Little Evas, prime, $50; fair, $45; culls, $40.
Legrees, prime, $50; fair, $40; culls, $35.
Marks, prime, $45; fair, $40; culls, $35.
Primes were the extraordinarily able thespians who could double in brass and take care of the livestock; fair, those who could double in brass; and culls, mere actors.
The decade of the Nineties was the lush era for “Tomming.” Some four to five hundred troupes were barnstorming across the country. Every season the resident companies in Philadelphia, Boston, Cincinnati, St. Louis—every town boasted a stock company in those days—dusted off their cakes of ice, called in the hounds, and painted up Uncle Tom’s heavenly chariot. Eliza was sent skipping across the Ohio with the dogs in hot pursuit. Uncle Tom rode off majestically, if sometimes clumsily, to meet his beloved Eva in the celestial regions, upstage center.
Although the public’s craze for Uncle Tom’s Cabin reached its peak just before the turn of the century, this marked the mid-point in its colorful history. Just after Mrs. Stowe’s novel appeared in the spring of 1852, Asa Hutchinson, a popular temperance singer, requested her permission to prepare a dramatization. Mrs. Stowe replied: “I have considered your application and asked advice of my different friends, and the general sentiment of those whom I have consulted so far agrees with my own, that it would not be advisable to make that use of the work which you propose. It is thought, with the present state of theatrical performances in this country, that any attempt on the part of Christians to identify themselves with them will be productive of danger to the individual character, and to the general cause. It the barrier which now keeps young people of Christian families from theatrical entertainments is once broken down by the introduction of respectable and moral plays, they will then be open to all the temptations of those who are not such, as there will be, as the world now is, five bad plays to one good. . . . The world is not good enough yet for it to succeed.”
The multitude of later dramatizers never bothered to seek Mrs. Stowe’s blessing although they willingly admitted their dependence on her. In fact, most were eager to advertise that theirs was the only “just, sensible, and faithful dramatic version of the original.” Mrs. Stowe never associated herself with any of the dramatizations, nor did she ever receive a single cent from any stage version. The gold mine was wide open, and there were mighty few actors and managers in the United States of the last half of the century who did not scoop up a few nuggets. Mrs. Stowe’s million-dollar theatrical property made millions, but not for her.
The first edition of Harriet Beecher Stowe’s novel was published on March 20, 1852, although the final installment of its serialized version in the National Era did not appear until April 1. This Washington paper had printed the first segment of the story, “The Death of Uncle Tom,” the previous summer.
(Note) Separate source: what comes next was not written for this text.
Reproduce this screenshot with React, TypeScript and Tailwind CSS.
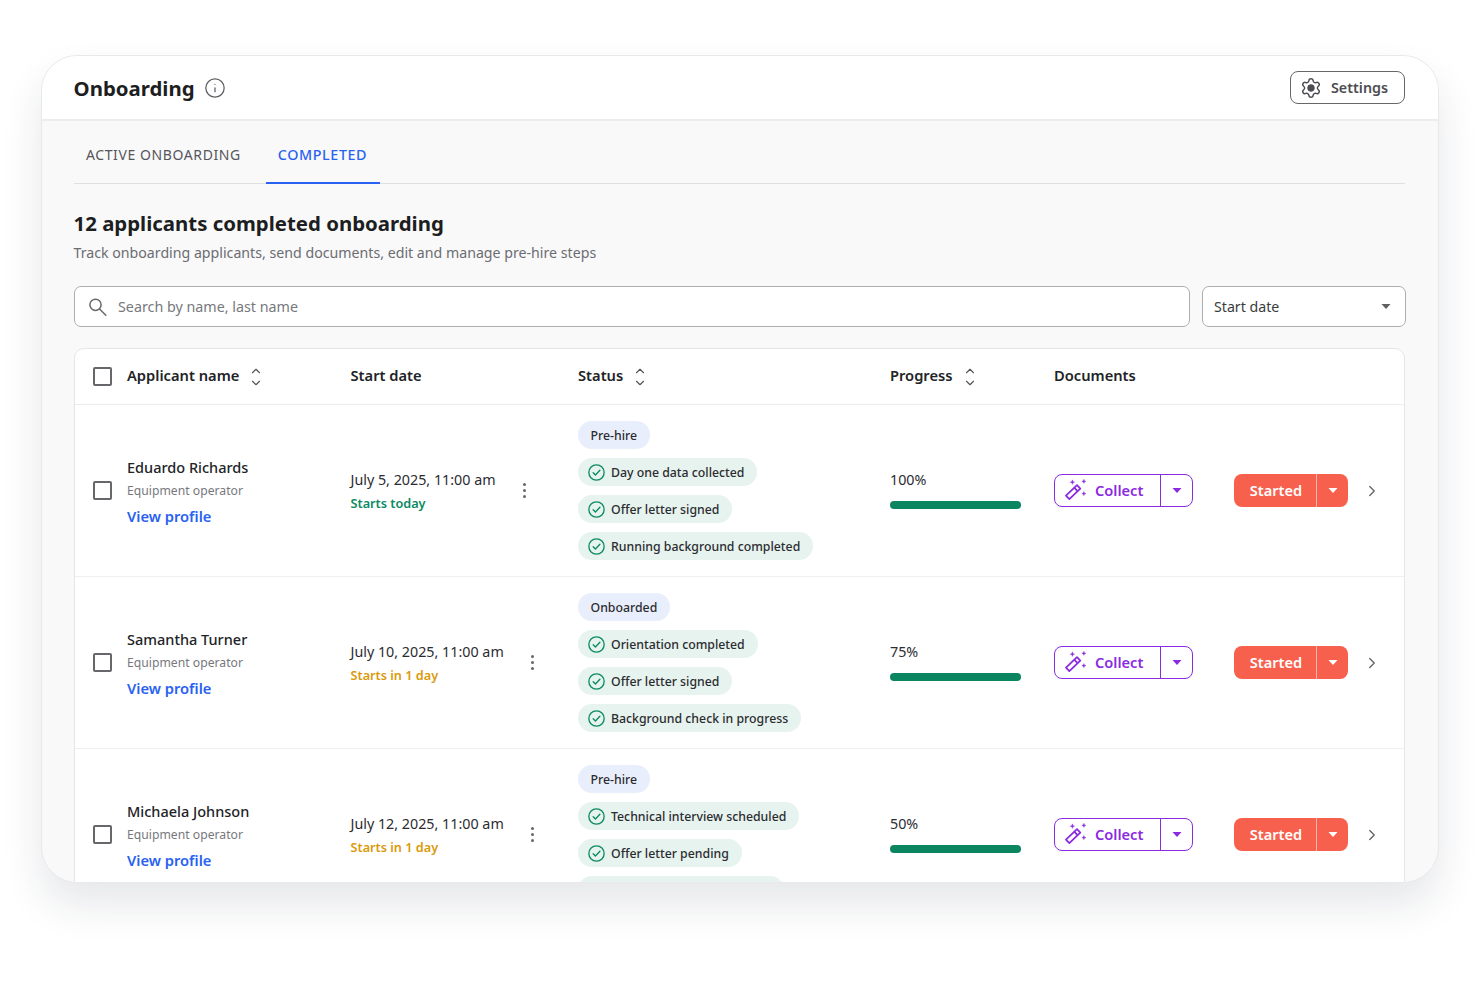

During the winter of 1851-52, the National Era was passed from hand to hand more eagerly with each new installment of the story. By the time J. P. Jewett, the Boston publisher, undertook the first book publication, the fervor was still building. Three thousand copies were sold the first day, 10,000 inside the first week—the complete stock of the first edition. Jewett printed again immediately, and then again. Within the first year he sold 300,000 copies. But this was less astonishing than the spectacular first-year history of the novel in England. Published in London in May, 1852, by the following May it had appeared in 23 different editions and sold well over a million copies. On September 3, 1852, the London Times wrote: “Mrs. Stowe has received $10,000 as her copyright premium on three months’ sales of the work—we believe the largest sum of money ever received by any author, either American or European, from the sale of a single work in so short a period of time.”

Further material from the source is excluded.